## Extracted material
* * * * *

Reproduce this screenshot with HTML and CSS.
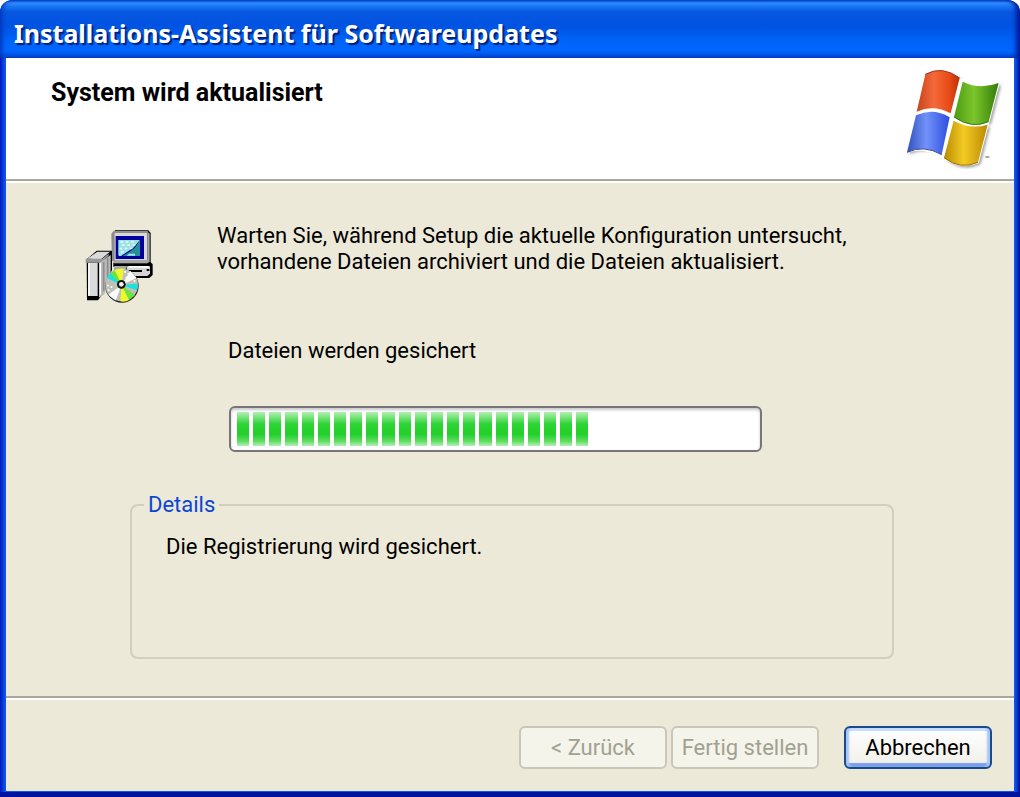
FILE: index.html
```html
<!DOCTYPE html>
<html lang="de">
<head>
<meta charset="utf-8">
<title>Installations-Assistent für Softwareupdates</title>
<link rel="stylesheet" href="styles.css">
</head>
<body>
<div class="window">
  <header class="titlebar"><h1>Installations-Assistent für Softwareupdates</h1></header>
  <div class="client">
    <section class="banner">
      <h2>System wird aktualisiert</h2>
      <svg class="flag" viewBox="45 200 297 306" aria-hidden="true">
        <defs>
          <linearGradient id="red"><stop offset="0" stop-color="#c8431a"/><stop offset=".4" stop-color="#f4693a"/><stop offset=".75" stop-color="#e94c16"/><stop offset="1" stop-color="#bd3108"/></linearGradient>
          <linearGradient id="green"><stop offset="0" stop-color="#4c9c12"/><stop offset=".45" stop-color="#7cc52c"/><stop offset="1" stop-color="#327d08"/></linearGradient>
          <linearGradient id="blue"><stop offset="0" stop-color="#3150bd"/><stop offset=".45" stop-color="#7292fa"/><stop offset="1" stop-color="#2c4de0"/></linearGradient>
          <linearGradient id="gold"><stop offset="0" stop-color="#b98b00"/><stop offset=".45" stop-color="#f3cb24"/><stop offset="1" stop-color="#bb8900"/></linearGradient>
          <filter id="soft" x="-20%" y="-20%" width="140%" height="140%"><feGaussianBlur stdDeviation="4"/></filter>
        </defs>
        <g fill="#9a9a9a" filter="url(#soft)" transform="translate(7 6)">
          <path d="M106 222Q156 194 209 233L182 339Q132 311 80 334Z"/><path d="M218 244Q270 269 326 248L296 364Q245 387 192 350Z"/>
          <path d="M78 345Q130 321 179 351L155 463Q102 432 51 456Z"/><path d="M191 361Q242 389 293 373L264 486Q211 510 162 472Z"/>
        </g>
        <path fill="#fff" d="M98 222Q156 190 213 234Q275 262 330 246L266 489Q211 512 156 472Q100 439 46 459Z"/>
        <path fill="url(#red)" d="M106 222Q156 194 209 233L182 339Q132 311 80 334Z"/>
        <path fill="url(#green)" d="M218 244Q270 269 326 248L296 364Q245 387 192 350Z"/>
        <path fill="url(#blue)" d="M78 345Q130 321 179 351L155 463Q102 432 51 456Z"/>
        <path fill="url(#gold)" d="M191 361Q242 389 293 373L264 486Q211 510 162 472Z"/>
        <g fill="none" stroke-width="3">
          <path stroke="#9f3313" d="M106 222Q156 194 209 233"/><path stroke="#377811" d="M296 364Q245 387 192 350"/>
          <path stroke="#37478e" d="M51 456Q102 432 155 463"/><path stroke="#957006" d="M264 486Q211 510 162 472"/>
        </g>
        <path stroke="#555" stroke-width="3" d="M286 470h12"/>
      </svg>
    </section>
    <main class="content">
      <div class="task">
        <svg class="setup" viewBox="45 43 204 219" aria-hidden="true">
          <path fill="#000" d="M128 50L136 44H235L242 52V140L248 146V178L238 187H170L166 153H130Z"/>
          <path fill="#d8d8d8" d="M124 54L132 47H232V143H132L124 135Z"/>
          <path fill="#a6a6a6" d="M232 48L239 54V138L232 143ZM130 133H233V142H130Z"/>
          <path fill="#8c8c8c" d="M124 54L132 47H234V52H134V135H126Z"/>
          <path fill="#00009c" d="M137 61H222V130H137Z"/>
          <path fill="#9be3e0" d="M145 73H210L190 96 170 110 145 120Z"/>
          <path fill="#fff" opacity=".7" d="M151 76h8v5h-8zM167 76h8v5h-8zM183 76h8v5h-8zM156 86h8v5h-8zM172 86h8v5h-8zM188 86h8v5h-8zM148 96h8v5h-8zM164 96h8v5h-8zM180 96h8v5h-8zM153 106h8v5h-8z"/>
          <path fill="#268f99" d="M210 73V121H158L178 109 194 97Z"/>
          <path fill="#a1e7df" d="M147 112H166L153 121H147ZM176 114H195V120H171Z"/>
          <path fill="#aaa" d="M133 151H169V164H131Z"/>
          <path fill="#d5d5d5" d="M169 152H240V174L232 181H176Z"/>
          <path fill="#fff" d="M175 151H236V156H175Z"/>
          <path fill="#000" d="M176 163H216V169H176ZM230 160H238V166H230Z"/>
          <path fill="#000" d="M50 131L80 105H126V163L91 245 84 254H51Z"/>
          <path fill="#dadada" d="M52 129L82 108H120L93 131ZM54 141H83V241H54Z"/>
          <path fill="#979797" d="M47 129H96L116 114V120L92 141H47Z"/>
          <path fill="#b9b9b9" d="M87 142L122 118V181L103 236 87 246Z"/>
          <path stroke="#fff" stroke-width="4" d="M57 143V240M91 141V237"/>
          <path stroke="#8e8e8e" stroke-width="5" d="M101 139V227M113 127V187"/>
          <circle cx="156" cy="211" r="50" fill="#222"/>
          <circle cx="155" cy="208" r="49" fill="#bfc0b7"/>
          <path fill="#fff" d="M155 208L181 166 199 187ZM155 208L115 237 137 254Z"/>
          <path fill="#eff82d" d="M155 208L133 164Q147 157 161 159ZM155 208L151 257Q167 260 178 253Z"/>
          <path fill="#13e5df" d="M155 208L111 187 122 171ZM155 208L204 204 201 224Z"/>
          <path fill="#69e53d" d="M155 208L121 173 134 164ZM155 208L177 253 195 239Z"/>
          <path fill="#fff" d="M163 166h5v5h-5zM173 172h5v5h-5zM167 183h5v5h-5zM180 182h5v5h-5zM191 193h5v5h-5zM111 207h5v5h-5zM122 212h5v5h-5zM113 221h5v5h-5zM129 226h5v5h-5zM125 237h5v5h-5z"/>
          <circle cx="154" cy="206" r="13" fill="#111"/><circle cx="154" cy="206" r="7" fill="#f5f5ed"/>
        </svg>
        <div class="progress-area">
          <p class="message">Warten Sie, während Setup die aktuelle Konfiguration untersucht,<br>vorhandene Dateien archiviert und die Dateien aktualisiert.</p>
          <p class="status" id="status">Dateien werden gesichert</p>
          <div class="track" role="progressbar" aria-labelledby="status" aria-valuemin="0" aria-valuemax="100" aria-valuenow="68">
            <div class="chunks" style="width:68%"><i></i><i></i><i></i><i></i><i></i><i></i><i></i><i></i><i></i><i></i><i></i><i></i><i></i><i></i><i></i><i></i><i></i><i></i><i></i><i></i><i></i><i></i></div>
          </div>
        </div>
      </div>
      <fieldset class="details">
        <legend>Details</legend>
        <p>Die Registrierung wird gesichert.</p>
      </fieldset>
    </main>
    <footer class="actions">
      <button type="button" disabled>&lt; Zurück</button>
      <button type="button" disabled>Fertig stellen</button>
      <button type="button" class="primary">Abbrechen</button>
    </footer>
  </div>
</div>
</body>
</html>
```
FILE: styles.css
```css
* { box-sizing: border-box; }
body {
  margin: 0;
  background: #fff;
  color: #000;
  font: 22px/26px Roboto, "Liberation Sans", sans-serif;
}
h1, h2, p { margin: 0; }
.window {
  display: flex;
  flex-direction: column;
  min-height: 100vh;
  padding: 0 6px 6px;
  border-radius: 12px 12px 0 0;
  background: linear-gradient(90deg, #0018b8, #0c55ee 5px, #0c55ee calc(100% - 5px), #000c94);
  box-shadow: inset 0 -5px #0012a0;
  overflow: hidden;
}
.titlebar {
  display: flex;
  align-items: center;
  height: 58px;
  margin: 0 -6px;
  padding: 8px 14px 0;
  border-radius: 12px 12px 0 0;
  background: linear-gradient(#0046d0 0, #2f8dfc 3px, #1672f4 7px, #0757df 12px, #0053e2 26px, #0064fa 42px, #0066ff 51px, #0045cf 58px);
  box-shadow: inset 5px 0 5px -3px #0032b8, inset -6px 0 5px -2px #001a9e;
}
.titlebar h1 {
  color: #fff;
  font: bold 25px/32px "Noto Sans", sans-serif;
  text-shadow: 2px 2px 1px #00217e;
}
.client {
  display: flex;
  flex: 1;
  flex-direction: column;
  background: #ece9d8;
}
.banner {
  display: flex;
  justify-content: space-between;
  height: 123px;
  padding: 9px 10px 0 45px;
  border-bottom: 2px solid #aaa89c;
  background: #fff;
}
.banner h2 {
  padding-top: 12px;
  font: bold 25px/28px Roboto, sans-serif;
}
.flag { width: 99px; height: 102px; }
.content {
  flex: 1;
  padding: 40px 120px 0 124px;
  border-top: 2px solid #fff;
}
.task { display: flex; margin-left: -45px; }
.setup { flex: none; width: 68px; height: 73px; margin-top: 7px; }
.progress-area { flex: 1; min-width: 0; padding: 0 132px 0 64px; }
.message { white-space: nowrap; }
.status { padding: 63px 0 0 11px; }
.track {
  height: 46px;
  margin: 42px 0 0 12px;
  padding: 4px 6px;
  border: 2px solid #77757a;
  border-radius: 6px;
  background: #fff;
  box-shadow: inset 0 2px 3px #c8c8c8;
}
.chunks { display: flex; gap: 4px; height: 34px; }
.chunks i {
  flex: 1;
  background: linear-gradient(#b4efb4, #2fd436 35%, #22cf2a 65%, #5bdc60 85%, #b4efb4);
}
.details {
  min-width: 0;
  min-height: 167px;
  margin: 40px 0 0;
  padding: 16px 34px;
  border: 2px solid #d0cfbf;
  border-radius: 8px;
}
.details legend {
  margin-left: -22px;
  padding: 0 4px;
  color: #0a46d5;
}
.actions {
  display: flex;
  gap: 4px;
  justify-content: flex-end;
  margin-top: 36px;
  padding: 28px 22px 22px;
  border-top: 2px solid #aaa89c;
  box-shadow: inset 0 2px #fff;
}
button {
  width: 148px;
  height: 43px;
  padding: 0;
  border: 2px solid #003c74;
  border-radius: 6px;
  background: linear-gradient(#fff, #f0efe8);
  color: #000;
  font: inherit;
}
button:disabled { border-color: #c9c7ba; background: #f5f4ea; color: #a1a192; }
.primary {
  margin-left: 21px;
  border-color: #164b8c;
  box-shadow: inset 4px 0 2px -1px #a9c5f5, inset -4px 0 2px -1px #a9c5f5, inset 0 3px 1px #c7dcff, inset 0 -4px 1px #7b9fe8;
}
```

* * * * *

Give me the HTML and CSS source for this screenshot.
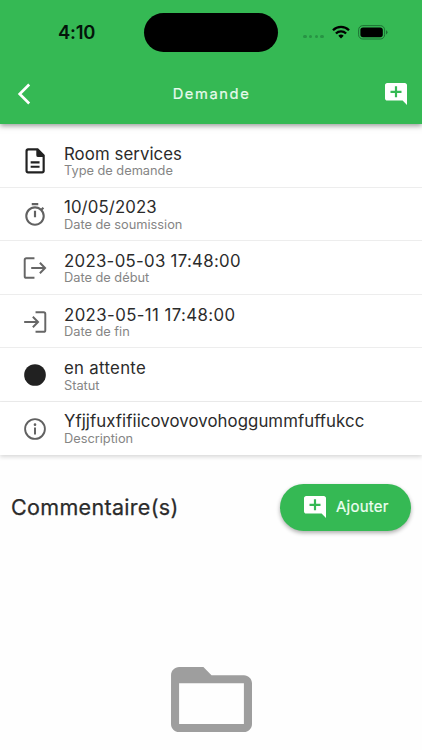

* * * * *

## Requirements
Pick out the lines above that hold the string "this" and show them.

## Result of the task
Reproduce this screenshot with HTML and CSS.
Give me the HTML and CSS source for this screenshot.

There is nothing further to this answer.